> [Task prompt]:
Look through the listing for the word "components". Copy each line that has it.

> [Stored data]:
^^^^^^^^^^^^^^^^
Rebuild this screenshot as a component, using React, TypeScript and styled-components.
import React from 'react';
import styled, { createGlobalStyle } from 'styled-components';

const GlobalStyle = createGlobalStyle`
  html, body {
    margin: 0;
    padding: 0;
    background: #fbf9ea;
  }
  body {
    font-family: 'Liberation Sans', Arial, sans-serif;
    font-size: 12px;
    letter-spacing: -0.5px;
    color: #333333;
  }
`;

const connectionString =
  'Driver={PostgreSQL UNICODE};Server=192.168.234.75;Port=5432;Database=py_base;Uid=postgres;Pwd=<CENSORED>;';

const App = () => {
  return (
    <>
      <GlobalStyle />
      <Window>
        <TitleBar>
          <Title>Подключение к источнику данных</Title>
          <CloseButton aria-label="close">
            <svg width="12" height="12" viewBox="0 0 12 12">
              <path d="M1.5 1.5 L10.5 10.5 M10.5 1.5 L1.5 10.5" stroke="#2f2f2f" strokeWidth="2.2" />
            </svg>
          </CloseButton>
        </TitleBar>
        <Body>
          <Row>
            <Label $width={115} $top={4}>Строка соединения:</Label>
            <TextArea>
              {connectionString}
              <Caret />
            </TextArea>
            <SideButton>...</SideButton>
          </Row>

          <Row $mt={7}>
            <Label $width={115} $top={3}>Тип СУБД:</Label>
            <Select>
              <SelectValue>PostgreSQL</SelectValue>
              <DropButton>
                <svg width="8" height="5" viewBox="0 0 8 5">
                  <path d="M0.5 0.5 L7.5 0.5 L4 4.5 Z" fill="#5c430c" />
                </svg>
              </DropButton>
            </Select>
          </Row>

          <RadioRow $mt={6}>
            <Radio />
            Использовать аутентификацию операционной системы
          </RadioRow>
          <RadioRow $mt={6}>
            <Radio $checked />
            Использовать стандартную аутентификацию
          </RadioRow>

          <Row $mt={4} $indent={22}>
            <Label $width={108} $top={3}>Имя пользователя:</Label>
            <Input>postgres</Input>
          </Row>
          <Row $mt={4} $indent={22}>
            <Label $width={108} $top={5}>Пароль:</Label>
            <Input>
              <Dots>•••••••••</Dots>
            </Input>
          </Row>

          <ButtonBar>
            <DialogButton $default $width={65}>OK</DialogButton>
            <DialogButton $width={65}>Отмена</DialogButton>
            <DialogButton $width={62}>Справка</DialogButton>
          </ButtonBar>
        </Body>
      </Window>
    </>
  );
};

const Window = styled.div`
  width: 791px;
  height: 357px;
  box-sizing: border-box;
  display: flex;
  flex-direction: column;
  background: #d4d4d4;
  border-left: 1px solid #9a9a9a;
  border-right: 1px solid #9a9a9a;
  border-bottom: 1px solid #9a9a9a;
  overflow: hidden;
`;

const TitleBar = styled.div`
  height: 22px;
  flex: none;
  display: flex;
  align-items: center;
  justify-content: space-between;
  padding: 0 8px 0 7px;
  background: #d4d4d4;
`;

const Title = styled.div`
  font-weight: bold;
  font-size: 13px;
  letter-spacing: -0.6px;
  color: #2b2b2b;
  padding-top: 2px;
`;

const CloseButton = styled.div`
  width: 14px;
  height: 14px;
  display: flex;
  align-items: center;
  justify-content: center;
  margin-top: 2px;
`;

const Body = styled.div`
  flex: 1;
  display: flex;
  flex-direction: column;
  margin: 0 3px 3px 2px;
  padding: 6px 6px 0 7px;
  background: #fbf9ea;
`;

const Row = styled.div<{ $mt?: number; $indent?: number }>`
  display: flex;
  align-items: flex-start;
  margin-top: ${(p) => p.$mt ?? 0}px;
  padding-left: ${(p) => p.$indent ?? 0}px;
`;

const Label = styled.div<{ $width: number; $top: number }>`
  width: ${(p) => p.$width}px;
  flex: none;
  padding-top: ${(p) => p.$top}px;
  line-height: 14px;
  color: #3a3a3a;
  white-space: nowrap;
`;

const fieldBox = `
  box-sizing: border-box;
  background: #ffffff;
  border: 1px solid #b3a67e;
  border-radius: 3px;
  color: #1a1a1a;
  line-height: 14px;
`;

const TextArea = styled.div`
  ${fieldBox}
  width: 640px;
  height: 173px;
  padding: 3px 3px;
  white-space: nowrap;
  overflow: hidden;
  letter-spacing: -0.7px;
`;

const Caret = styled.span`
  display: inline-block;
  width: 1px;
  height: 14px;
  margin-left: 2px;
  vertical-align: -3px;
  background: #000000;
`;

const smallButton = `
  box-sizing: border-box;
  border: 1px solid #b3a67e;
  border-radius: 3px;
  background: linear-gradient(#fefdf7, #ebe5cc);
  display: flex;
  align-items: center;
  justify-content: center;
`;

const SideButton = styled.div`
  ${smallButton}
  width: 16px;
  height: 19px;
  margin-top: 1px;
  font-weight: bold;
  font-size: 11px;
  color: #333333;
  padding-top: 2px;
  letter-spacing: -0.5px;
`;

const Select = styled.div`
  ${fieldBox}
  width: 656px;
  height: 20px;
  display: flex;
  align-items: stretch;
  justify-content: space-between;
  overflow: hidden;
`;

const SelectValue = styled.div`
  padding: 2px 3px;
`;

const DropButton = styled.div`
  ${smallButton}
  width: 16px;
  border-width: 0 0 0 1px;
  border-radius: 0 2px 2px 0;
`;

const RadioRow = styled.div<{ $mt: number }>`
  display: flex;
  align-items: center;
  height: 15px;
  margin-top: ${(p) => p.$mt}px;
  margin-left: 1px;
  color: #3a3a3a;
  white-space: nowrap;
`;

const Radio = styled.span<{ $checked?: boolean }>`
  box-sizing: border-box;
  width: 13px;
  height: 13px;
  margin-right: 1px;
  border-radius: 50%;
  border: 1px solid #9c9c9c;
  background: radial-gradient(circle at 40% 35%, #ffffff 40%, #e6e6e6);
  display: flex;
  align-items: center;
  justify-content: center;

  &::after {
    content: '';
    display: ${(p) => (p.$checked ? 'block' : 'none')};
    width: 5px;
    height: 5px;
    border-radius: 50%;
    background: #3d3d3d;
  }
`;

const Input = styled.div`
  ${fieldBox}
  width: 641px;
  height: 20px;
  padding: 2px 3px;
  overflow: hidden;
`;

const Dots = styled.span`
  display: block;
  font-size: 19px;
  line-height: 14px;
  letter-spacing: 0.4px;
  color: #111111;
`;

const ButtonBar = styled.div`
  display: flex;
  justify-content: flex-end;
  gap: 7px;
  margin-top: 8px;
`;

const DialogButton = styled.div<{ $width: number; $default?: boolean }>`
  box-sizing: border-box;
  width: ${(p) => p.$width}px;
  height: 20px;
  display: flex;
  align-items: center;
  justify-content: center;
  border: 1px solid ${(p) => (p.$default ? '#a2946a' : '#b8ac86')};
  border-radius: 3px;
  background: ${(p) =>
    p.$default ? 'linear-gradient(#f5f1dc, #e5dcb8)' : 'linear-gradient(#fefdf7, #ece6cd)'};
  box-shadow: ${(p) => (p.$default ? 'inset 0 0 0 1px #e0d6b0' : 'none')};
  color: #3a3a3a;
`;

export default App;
^^^^^^^^^^^^^^^^
> [Task result]:
Rebuild this screenshot as a component, using React, TypeScript and styled-components.
import styled, { createGlobalStyle } from 'styled-components';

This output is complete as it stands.